Excellence in Adaptive Reuse –Kummer- Kilbourne House by Allen Keen, Keewin Properties, 121 Garfield Avenue
Parkland International Realty President Hal George, contractor, received the award on behalf of Allen Keen
In the early 1900s, Kummer Lumber was located behind the 1916 house which faces Central Park. It served as the home of owner Gotthilf “George” Kummer and his descendants for almost 100 years. Kummer’s grandchildren spurned many offers to sell the only house in the upscale Park Avenue Corridor after their mother’s passing until they found a buyer they trusted in Allan Keen. A space in a big glass box office in the suburbs isn’t for everyone. The house and the detached garage were meticulously restored for Keewin Properties’ business offices. The house was placed on the Winter Park Register of Historic Places in 2004 and is included in the Downtown Winter Park National Register Historic District.
Lifetime Achievement –In Remembrance of John Spang
Mrs. John “Cissy” Spang, owner operator of the Park Plaza Hotel, received the award given in remembrance of her husband John Spang.
A dynamic visionary and Winter Park advocate, John Spang contributed to the revitalization of downtown and Hannibal Square at a time when businesses were moving to new suburbs and shopping malls. John Spang had a different vision. He and his wife Cissy arrived in Winter Park in the 1970s. Recognizing the intrinsic charm of historic but faded downtown, he opened the East India Clothing Store on Park Avenue followed by the East India Ice Cream Parlor.
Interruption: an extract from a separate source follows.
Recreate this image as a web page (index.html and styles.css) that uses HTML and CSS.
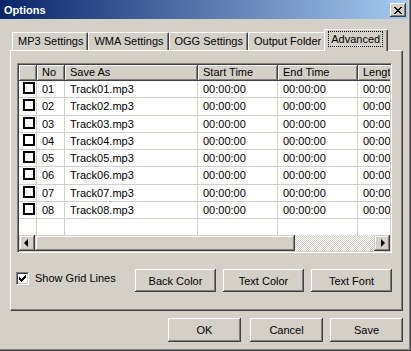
FILE: index.html
```html
<!DOCTYPE html>
<html>

<head>
    <meta charset="UTF-8">
    <link rel="stylesheet" href="styles.css">
</head>

<body>
    <div class="window">
        <div class="titlebar">
            <span class="title">Options</span>
            <span class="close">
                <svg width="8" height="7" viewBox="0 0 8 7" shape-rendering="crispEdges">
                    <path d="M0 0h2v1h-2zM6 0h2v1h-2zM1 1h2v1h-2zM5 1h2v1h-2zM2 2h4v1h-4zM3 3h2v1h-2zM2 4h4v1h-4zM1 5h2v1h-2zM5 5h2v1h-2zM0 6h2v1h-2zM6 6h2v1h-2z" fill="#000"/>
                </svg>
            </span>
        </div>

        <div class="tabs">
            <div class="tab">MP3 Settings</div>
            <div class="tab">WMA Settings</div>
            <div class="tab">OGG Settings</div>
            <div class="tab">Output Folder</div>
            <div class="tab active"><span class="focus">Advanced</span></div>
        </div>

        <div class="panel">
            <div class="list">
                <div class="grid">
                    <div class="row head">
                        <div class="cell"></div>
                        <div class="cell">No</div>
                        <div class="cell">Save As</div>
                        <div class="cell">Start Time</div>
                        <div class="cell">End Time</div>
                        <div class="cell">Length</div>
                    </div>
                    <div class="row"><div class="cell"><span class="tick"></span></div><div class="cell">01</div><div class="cell">Track01.mp3</div><div class="cell">00:00:00</div><div class="cell">00:00:00</div><div class="cell">00:00:00</div></div>
                    <div class="row"><div class="cell"><span class="tick"></span></div><div class="cell">02</div><div class="cell">Track02.mp3</div><div class="cell">00:00:00</div><div class="cell">00:00:00</div><div class="cell">00:00:00</div></div>
                    <div class="row"><div class="cell"><span class="tick"></span></div><div class="cell">03</div><div class="cell">Track03.mp3</div><div class="cell">00:00:00</div><div class="cell">00:00:00</div><div class="cell">00:00:00</div></div>
                    <div class="row"><div class="cell"><span class="tick"></span></div><div class="cell">04</div><div class="cell">Track04.mp3</div><div class="cell">00:00:00</div><div class="cell">00:00:00</div><div class="cell">00:00:00</div></div>
                    <div class="row"><div class="cell"><span class="tick"></span></div><div class="cell">05</div><div class="cell">Track05.mp3</div><div class="cell">00:00:00</div><div class="cell">00:00:00</div><div class="cell">00:00:00</div></div>
                    <div class="row"><div class="cell"><span class="tick"></span></div><div class="cell">06</div><div class="cell">Track06.mp3</div><div class="cell">00:00:00</div><div class="cell">00:00:00</div><div class="cell">00:00:00</div></div>
                    <div class="row"><div class="cell"><span class="tick"></span></div><div class="cell">07</div><div class="cell">Track07.mp3</div><div class="cell">00:00:00</div><div class="cell">00:00:00</div><div class="cell">00:00:00</div></div>
                    <div class="row"><div class="cell"><span class="tick"></span></div><div class="cell">08</div><div class="cell">Track08.mp3</div><div class="cell">00:00:00</div><div class="cell">00:00:00</div><div class="cell">00:00:00</div></div>
                    <div class="row empty"><div class="cell"></div><div class="cell"></div><div class="cell"></div><div class="cell"></div><div class="cell"></div><div class="cell"></div></div>
                </div>
                <div class="hscroll">
                    <span class="sbtn"><i class="arrow left"></i></span>
                    <span class="thumb"></span>
                    <span class="track"></span>
                    <span class="sbtn"><i class="arrow right"></i></span>
                </div>
            </div>

            <div class="options">
                <label class="check">
                    <span class="box">
                        <svg width="7" height="7" viewBox="0 0 7 7" shape-rendering="crispEdges">
                            <path d="M6 0h1v3h-1zM5 1h1v3h-1zM4 2h1v3h-1zM3 3h1v3h-1zM2 4h1v3h-1zM1 3h1v3h-1zM0 2h1v3h-1z" fill="#000"/>
                        </svg>
                    </span>
                    <span class="label">Show Grid Lines</span>
                </label>
                <div class="actions">
                    <button class="btn">Back Color</button>
                    <button class="btn">Text Color</button>
                    <button class="btn">Text Font</button>
                </div>
            </div>
        </div>

        <div class="footer">
            <button class="btn small ok">OK</button>
            <button class="btn small">Cancel</button>
            <button class="btn small">Save</button>
        </div>
    </div>
</body>

</html>
```

FILE: styles.css
```css
body {
    margin: 0;
    background-color: #d4d0c8;
    font-family: "Liberation Sans", Arial, sans-serif;
    font-size: 11px;
    color: #000;
}

.window {
    width: 411px;
    height: 351px;
    box-sizing: border-box;
    border-right: 1px solid #404040;
    border-bottom: 1px solid #404040;
    box-shadow: inset -1px -1px #808080;
}

/* title bar */
.titlebar {
    height: 19px;
    margin-right: 2px;
    display: flex;
    justify-content: space-between;
    align-items: flex-start;
    background: linear-gradient(to right, #0a246a, #a6caf0);
}

.title {
    color: #fff;
    font-weight: bold;
    line-height: 13px;
    padding: 4px 0 0 4px;
}

.close {
    width: 16px;
    height: 14px;
    margin: 3px 2px 0 0;
    box-sizing: border-box;
    display: flex;
    align-items: center;
    justify-content: center;
    padding-right: 1px;
    background-color: #d4d0c8;
    box-shadow: inset -1px -1px #404040, inset 1px 1px #fff, inset -2px -2px #808080;
}

/* tabs */
.tabs {
    height: 21px;
    margin-top: 10px;
    padding-left: 12px;
    display: flex;
    align-items: flex-end;
}

.tab {
    height: 18px;
    box-sizing: border-box;
    padding: 0 4px 0 5px;
    line-height: 17px;
    border-top: 1px solid #fff;
    border-left: 1px solid #fff;
    border-right: 1px solid #404040;
    border-radius: 2px 2px 0 0;
    box-shadow: inset -1px 0 #808080;
    white-space: nowrap;
}

.tab.active {
    position: relative;
    z-index: 1;
    height: 22px;
    margin: 0 -2px -1px -2px;
    padding: 1px 4px 0 3px;
    background-color: #d4d0c8;
    line-height: 14px;
}

.focus {
    display: inline-block;
    padding: 0 2px;
    border: 1px dotted #000;
}

/* page */
.panel {
    margin-left: 10px;
    width: 393px;
    height: 261px;
    box-sizing: border-box;
    padding: 12px 0 0 6px;
    border-top: 1px solid #fff;
    border-left: 1px solid #fff;
    border-right: 1px solid #404040;
    border-bottom: 1px solid #404040;
    box-shadow: inset -1px -1px #808080;
}

.list {
    width: 375px;
    height: 190px;
    box-sizing: border-box;
    padding: 1px;
    border: 1px solid;
    border-color: #808080 #fff #fff #808080;
    box-shadow: inset 1px 1px #404040, inset -1px -1px #d4d0c8;
    background-color: #fff;
    display: flex;
    flex-direction: column;
    overflow: hidden;
}

.grid {
    flex: 1;
    overflow: hidden;
}

.row {
    display: grid;
    grid-template-columns: 18px 28px 133px 80px 80px 80px;
    height: 17.25px;
}

.cell {
    box-sizing: border-box;
    padding: 1px 0 0 5px;
    line-height: 15px;
    border-right: 1px solid #d4d0c8;
    border-bottom: 1px solid #d4d0c8;
    white-space: nowrap;
    overflow: hidden;
}

.row.head {
    height: 16px;
}

.head .cell {
    padding-top: 0;
    line-height: 15px;
    background-color: #d4d0c8;
    border-right-color: #404040;
    border-bottom-color: #404040;
    box-shadow: inset 1px 1px #fff, inset -1px -1px #808080;
}

.row.empty .cell {
    border-bottom: 0;
}

.tick {
    display: block;
    width: 12px;
    height: 12px;
    box-sizing: border-box;
    margin: 0 0 0 -1px;
    border: 2px solid #000;
    background-color: #fff;
}

/* horizontal scroll bar */
.hscroll {
    height: 16px;
    display: flex;
}

.sbtn,
.thumb {
    box-sizing: border-box;
    background-color: #d4d0c8;
    box-shadow: inset -1px -1px #404040, inset 1px 1px #d4d0c8, inset -2px -2px #808080, inset 2px 2px #fff;
}

.sbtn {
    width: 16px;
    display: flex;
    align-items: center;
    justify-content: center;
}

.thumb {
    width: 260px;
}

.track {
    flex: 1;
    background: repeating-conic-gradient(#fff 0 25%, #d4d0c8 0 50%) 0 0 / 2px 2px;
}

.arrow {
    width: 0;
    height: 0;
    border-top: 4px solid transparent;
    border-bottom: 4px solid transparent;
}

.arrow.left {
    border-right: 4px solid #000;
    margin-right: 2px;
}

.arrow.right {
    border-left: 4px solid #000;
    margin-left: 1px;
}

/* options row */
.options {
    width: 375px;
    padding-top: 16px;
    display: flex;
    justify-content: space-between;
    align-items: flex-start;
}

.check {
    margin: 3px 0 0 -1px;
    display: flex;
    align-items: flex-start;
}

.box {
    width: 13px;
    height: 13px;
    box-sizing: border-box;
    border: 1px solid;
    border-color: #808080 #fff #fff #808080;
    box-shadow: inset 1px 1px #404040, inset -1px -1px #d4d0c8;
    background-color: #fff;
    display: flex;
    align-items: center;
    justify-content: center;
}

.label {
    margin-left: 6px;
    line-height: 12px;
}

.actions {
    display: flex;
    gap: 7px;
}

.btn {
    width: 81px;
    height: 23px;
    padding: 0;
    border: 0;
    font: inherit;
    color: #000;
    background-color: #d4d0c8;
    box-shadow: inset -1px -1px #404040, inset 1px 1px #fff, inset -2px -2px #808080;
}

/* dialog buttons */
.footer {
    margin-top: 7px;
    padding-right: 7px;
    display: flex;
    justify-content: flex-end;
    gap: 7px;
}

.btn.small {
    width: 73px;
    height: 24px;
}

.btn.ok {
    margin-right: 2px;
}
```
He acquired the former Hamilton Hotel and Grill and revitalized it as the stylish Park Plaza Hotel and Park Plaza Gardens restaurant. When the 1920s Alabama Hotel closed, John Spang had the vision to reimagine the once grand winter escape as condominiums. He pioneered revitalization in Hannibal Square by opening the East India Market and Coffee Emporium in the former Mike Hage’s Market building where he became a master coffee roaster before coffee shops were “cool”. John Spang will be remembered for infusing new life into Winter Park’s historic buildings so residents and visitors can enjoy them today.